Angaza Center’s Peer-to-Peer Program connects students and young adults across continents through live digital-literacy learning. Through this model, student volunteers from U.S. partner schools and university student volunteers in Africa help teach learners in Member Schools using Angaza Center’s curriculum; creating an experience that builds digital skills, youth leadership, cultural exchange, and shared human connection.
Digital learning powered by young people, for young people
The Peer-to-Peer Program is one of the most distinctive parts of the Angaza Center model. It brings students and young adults into the learning process not only as participants, but also as instructors, mentors, and ambassadors of possibility.

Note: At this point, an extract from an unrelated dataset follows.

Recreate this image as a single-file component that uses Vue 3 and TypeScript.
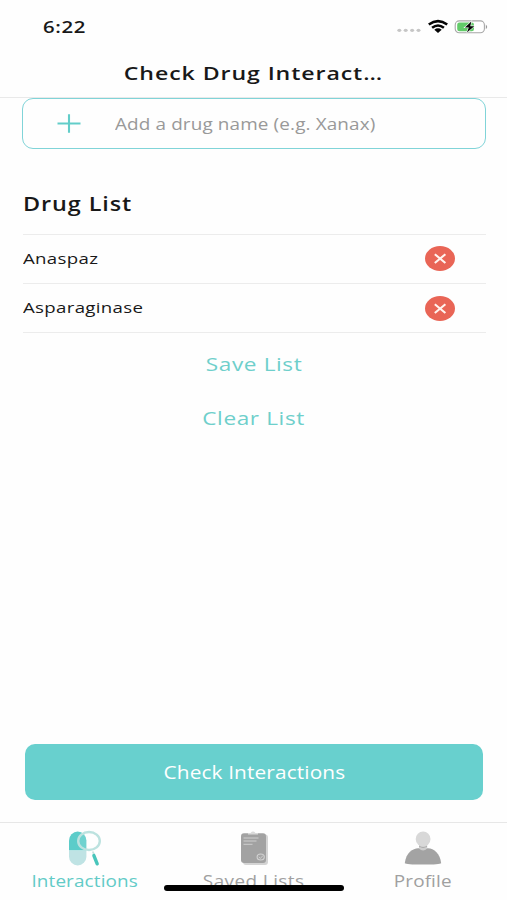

Through P2P, student volunteers from U.S. partner schools and university student volunteers in Africa help deliver digital-literacy learning to students in Angaza Center Member Schools. Using our curriculum as the foundation, these peer and near-peer instructors support engaging lessons that make digital learning more relatable, collaborative, and human.


This model matters because students often learn differently when they are being guided by peers and near-peers who feel accessible, encouraging, and inspiring. U.S. high school students bring energy, curiosity, and cross-cultural exchange into the classroom. African university students bring local context, language familiarity, cultural resonance, and the powerful example of what the next step in educational opportunity can look like.
Together, these instructors help create a learning environment that goes beyond content delivery. The P2P experience fosters confidence, leadership, empathy, and connection. It helps break down distance and difference; showing students that digital learning can also be a bridge between communities, countries, and lived experiences.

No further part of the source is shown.